Missing out on the house speciality, a whole spit-roast lamb feeding 10 and costing about £345, that needs to be ordered in advance, Jay was eager to try a roasted lamb’s head, “partly because I want to know if there’s really good stuff on there, and partly because I regard myself self-importantly as the sort of person who will always explore the outer reaches of any menu… Disappointingly, it turns out that heads, along with quails and that whole lamb, must be ordered two days in advance.”

So he had to make do with lamb neck and ribs, and was not disappointed at all. Far from it: “in the rib world championships, pork and beef get all the attention, but quietly I’m coming to the conclusion that lamb is where it’s really at. Being smaller and more compact, there’s just greater textural contrast and more in the way of flavour.” 

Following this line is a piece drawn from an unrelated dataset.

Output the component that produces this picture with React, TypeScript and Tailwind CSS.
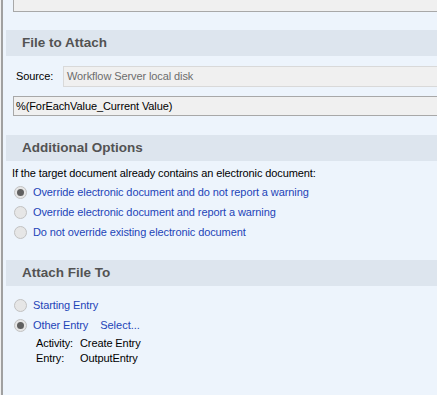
import React from 'react';

const font = { fontFamily: '"Liberation Sans", Arial, sans-serif' };

function Header({ title }: { title: string }) {
  return (
    <div className="ml-[3px] h-[26px] bg-[#dde5ee] flex items-center pl-[16px]">
      <span className="text-[13.5px] font-bold text-[#535353]">{title}</span>
    </div>
  );
}

function Radio({ checked, label, extra }: { checked?: boolean; label: string; extra?: string }) {
  return (
    <div className="flex items-center h-[20px] pl-[11px]">
      <span className="w-[13px] h-[13px] rounded-full border border-[#c2c2c2] bg-[#e6e6e6] flex items-center justify-center">
        {checked && <span className="w-[7px] h-[7px] rounded-full bg-[#606060]" />}
      </span>
      <span className="ml-[6px] text-[11px] text-[#1d44b8] tracking-[-0.1px]">{label}</span>
      {extra && <span className="ml-[12px] text-[11px] text-[#1d44b8]">{extra}</span>}
    </div>
  );
}

export default function App() {
  return (
    <div className="w-[437px] h-[395px] flex bg-[#edf4fc] overflow-hidden" style={font}>
      <div className="w-[1px] bg-[#f0f0f0]" />
      <div className="w-[2px] bg-[#a0a0a0]" />
      <div className="flex-1 flex flex-col">
        <div className="ml-[10px] h-[12px] bg-[#f0f0f0] border-l border-b border-[#a8a8a8]" />

        <div className="mt-[18px]">
          <Header title="File to Attach" />
        </div>
        <div className="mt-[10px] flex items-center pl-[13px]">
          <span className="text-[11px] text-black w-[47px] tracking-[-0.1px]">Source:</span>
          <div className="flex-1 h-[21px] bg-[#f0f0f0] border border-[#d9d9d9] border-r-0 flex items-center pl-[3px] text-[11px] text-[#6d6d6d] tracking-[-0.1px]">
            Workflow Server local disk
          </div>
        </div>
        <div className="mt-[9px] ml-[10px] h-[20px] bg-[#f0f0f0] border border-[#a8a8a8] border-r-0 flex items-center pl-[2px] text-[11px] text-black tracking-[-0.1px]">
          %(ForEachValue_Current Value)
        </div>

        <div className="mt-[19px]">
          <Header title="Additional Options" />
        </div>
        <div className="mt-[3px] pl-[9px] text-[11px] text-black h-[18px] flex items-center tracking-[-0.1px]">
          If the target document already contains an electronic document:
        </div>
        <Radio checked label="Override electronic document and do not report a warning" />
        <Radio label="Override electronic document and report a warning" />
        <Radio label="Do not override existing electronic document" />

        <div className="mt-[18px]">
          <Header title="Attach File To" />
        </div>
        <div className="mt-[9px]">
          <Radio label="Starting Entry" />
          <Radio checked label="Other Entry" extra="Select..." />
        </div>
        <div className="pl-[33px] text-[11px] text-black tracking-[-0.1px] leading-[15px] mt-[1px]">
          <div className="flex">
            <span className="w-[44px] shrink-0">Activity:</span>
            <span>Create Entry</span>
          </div>
          <div className="flex">
            <span className="w-[44px] shrink-0">Entry:</span>
            <span>OutputEntry</span>
          </div>
        </div>
      </div>
    </div>
  );
}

The spit-roast chicken also passed muster, and the accompaniments were generally fine, despite the “dull” hummus and taramasalata, while the  six-strong red wine list managed to be comically eccentric, jumping from an Argentinian Malbec at £37 via a barolo at £169 to a 2001 Château Mouton-Rothschild, Pauillac, at £2,400. Jay reckoned Efes beer was probably a better alternative.


Daily Telegraph

Kolae, Borough Market

William Sitwell declared himself “exquisitely tortured” by the southern Thai cooking at the Borough Market sibling of Spitalfields favourite Som Sea – even if the subtler flavours were drowned out by the spicing.

“The instrument of delightful, moreish terror is a dried prawn and shrimp paste relish. It sits in a small earthy mound seemingly sprouting little white flowers in a pretty bowl, and you dip in a radish or some beetroot or cucumber. And then it blows your head off.”